* Start *

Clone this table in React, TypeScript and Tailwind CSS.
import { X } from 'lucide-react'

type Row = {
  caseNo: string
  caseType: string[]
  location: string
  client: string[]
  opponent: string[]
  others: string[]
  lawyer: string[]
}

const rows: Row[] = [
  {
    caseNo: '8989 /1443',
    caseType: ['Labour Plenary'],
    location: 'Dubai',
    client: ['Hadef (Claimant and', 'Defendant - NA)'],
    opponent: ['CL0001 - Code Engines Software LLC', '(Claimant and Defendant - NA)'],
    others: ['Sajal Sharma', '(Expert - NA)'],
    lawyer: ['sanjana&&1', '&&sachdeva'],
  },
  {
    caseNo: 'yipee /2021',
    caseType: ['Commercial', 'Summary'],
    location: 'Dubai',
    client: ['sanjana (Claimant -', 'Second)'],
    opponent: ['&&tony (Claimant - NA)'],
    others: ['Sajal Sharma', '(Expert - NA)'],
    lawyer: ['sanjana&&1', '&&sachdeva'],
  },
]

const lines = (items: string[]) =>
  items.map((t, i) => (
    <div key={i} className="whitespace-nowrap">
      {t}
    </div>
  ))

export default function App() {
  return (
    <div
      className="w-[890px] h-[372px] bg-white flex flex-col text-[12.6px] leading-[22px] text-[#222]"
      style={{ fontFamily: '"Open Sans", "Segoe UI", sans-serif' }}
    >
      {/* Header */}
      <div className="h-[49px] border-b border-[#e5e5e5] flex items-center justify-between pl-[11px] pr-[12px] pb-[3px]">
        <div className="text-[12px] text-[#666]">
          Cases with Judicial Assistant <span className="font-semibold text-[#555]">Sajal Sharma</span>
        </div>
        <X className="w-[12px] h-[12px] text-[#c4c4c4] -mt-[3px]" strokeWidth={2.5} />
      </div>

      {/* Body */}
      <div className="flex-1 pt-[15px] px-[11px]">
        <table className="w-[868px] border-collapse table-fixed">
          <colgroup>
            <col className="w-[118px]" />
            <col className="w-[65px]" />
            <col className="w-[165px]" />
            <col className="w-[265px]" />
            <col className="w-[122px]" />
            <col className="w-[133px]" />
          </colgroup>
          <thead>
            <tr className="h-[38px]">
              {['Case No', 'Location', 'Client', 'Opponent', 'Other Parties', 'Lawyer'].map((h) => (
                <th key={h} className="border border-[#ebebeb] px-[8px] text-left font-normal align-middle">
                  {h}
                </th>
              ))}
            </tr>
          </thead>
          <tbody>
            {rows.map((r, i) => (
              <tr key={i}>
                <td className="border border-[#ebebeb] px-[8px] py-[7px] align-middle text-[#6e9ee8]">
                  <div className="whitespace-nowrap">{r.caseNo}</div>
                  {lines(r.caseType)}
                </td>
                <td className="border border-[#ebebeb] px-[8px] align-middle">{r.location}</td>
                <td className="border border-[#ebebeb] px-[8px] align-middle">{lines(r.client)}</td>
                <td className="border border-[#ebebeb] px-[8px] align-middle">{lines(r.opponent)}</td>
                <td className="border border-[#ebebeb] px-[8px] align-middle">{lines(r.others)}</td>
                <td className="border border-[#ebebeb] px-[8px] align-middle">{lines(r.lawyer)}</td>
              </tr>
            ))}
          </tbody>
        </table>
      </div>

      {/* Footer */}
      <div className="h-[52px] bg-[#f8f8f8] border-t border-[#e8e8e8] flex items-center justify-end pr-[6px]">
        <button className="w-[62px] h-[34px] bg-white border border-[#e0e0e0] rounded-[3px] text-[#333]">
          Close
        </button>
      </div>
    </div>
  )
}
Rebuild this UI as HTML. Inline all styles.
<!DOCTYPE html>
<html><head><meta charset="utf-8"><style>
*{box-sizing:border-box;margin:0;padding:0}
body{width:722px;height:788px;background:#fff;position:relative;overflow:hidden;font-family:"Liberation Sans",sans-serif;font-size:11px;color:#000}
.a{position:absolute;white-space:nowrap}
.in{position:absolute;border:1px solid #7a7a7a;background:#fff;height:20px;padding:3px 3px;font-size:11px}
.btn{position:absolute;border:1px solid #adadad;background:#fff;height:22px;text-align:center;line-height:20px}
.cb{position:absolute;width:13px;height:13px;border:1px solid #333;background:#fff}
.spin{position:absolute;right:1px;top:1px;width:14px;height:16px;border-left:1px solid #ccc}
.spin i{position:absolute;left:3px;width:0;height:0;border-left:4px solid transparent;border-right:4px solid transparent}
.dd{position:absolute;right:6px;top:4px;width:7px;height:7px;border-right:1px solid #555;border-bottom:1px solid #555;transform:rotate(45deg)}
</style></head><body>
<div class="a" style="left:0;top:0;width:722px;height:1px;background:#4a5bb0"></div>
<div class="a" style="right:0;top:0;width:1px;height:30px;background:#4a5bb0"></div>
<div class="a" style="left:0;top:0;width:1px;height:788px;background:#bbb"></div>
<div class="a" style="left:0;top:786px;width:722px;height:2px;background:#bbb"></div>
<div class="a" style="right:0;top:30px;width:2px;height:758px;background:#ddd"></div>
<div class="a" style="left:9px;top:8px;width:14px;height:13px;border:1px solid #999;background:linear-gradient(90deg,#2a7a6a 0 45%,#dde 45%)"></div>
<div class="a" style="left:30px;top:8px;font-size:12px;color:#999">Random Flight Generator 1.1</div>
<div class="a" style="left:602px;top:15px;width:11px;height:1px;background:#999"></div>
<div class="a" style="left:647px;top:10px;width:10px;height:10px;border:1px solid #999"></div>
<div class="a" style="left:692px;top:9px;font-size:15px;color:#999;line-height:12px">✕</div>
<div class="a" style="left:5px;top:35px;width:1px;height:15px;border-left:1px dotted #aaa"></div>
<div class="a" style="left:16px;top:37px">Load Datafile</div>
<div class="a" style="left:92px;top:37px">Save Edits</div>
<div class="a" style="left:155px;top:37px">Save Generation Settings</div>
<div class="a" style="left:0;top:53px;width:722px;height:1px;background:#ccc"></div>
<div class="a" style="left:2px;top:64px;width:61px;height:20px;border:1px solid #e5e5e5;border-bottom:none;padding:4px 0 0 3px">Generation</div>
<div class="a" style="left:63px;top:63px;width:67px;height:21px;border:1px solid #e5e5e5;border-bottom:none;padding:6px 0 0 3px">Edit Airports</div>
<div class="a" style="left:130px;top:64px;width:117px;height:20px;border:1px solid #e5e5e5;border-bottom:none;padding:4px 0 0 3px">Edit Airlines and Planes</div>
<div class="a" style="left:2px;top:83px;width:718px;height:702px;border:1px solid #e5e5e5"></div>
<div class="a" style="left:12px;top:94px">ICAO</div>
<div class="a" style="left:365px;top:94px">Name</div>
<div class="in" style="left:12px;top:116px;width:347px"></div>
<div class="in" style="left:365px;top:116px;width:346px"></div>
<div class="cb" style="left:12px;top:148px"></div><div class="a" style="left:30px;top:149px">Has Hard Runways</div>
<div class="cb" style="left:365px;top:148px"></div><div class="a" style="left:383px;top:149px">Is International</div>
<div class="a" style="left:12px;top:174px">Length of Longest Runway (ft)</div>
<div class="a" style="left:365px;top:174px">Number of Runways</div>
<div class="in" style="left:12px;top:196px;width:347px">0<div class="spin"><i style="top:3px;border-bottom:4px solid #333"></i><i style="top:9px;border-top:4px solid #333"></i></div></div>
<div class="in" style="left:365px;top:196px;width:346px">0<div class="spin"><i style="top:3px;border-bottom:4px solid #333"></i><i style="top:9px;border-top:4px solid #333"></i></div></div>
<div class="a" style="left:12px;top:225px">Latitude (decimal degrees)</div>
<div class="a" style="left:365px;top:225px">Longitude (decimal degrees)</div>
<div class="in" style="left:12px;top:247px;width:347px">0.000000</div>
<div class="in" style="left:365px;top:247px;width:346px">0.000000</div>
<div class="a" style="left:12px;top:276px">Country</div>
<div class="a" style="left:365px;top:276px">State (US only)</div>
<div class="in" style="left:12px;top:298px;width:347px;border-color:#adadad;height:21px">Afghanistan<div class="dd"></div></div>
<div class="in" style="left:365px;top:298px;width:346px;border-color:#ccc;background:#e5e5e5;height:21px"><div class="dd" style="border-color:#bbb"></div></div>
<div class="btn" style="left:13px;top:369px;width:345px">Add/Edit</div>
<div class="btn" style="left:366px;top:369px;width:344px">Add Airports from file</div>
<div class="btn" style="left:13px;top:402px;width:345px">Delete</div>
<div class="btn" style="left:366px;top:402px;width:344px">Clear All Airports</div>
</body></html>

* End *
* Start *

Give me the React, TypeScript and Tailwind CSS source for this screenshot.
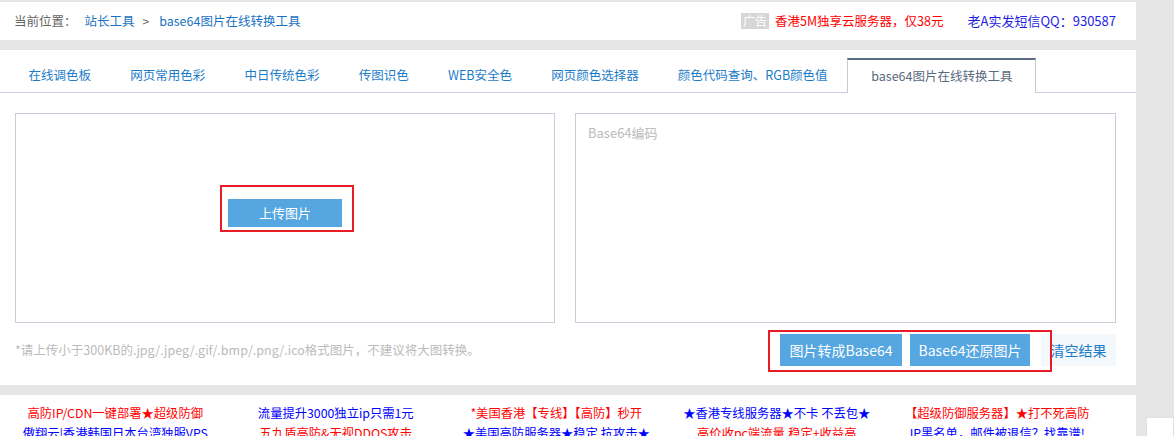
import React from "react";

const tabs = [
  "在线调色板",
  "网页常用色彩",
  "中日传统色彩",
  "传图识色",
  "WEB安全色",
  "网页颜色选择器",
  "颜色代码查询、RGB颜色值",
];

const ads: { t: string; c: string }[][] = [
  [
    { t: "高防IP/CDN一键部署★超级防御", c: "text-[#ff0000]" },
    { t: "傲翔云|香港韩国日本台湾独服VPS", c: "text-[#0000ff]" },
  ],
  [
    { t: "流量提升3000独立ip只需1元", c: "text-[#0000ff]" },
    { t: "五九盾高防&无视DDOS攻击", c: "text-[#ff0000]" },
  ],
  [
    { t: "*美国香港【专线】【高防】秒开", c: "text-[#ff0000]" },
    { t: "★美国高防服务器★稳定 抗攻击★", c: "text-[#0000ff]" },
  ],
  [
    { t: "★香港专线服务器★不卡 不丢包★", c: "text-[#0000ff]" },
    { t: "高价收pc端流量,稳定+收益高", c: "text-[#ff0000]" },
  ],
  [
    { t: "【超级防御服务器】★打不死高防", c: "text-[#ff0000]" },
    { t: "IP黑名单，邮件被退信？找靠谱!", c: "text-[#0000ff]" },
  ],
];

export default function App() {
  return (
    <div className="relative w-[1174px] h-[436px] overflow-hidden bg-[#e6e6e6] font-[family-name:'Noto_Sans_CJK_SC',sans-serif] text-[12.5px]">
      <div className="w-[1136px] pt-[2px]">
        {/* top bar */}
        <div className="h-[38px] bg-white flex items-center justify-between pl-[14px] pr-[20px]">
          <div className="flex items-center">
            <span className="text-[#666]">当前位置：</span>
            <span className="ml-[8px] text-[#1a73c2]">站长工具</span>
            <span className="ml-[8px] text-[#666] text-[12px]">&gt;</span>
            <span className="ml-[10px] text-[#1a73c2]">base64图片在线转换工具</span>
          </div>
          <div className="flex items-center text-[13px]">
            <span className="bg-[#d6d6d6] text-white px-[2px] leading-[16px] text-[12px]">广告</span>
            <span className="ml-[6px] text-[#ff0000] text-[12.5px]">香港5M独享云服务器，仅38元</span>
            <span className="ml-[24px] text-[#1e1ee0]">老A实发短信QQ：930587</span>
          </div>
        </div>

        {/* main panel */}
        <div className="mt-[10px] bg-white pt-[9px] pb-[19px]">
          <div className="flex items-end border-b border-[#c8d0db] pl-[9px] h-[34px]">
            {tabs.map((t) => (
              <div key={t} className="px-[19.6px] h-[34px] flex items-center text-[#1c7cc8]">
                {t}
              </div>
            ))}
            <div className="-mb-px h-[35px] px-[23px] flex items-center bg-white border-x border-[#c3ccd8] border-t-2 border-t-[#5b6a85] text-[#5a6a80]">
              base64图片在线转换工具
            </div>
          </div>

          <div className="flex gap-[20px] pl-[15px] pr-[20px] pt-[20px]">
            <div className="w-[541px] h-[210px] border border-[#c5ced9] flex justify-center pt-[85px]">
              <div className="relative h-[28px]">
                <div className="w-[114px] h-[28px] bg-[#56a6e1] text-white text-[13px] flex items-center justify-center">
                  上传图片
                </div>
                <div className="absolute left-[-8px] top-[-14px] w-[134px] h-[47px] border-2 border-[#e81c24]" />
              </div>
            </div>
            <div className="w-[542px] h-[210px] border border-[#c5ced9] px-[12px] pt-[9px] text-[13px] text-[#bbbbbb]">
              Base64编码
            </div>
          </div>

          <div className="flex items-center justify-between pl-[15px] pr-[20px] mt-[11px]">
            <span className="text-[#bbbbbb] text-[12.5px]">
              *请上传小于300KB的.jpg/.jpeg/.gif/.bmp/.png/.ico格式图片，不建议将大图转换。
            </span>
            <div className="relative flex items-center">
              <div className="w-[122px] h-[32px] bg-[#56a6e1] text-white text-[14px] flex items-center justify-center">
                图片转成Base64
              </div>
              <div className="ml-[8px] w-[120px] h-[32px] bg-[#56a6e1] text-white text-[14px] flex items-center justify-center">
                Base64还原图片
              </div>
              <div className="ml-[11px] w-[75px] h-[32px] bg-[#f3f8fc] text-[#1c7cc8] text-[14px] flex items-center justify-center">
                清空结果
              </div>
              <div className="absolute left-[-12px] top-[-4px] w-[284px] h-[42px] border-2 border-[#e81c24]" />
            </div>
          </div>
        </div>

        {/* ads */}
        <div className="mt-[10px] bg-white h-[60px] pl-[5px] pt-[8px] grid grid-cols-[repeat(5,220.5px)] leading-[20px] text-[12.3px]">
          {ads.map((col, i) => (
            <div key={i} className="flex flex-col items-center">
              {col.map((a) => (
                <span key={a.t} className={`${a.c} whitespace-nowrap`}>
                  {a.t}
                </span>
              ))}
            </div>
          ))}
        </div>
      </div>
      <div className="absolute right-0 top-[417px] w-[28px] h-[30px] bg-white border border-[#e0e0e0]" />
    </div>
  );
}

* End *

▶ STATED GOAL:
Pick out all the lines with the word "Tailwind" in them and copy them.

▶ FULL SOLUTION:
Clone this table in React, TypeScript and Tailwind CSS.
Give me the React, TypeScript and Tailwind CSS source for this screenshot.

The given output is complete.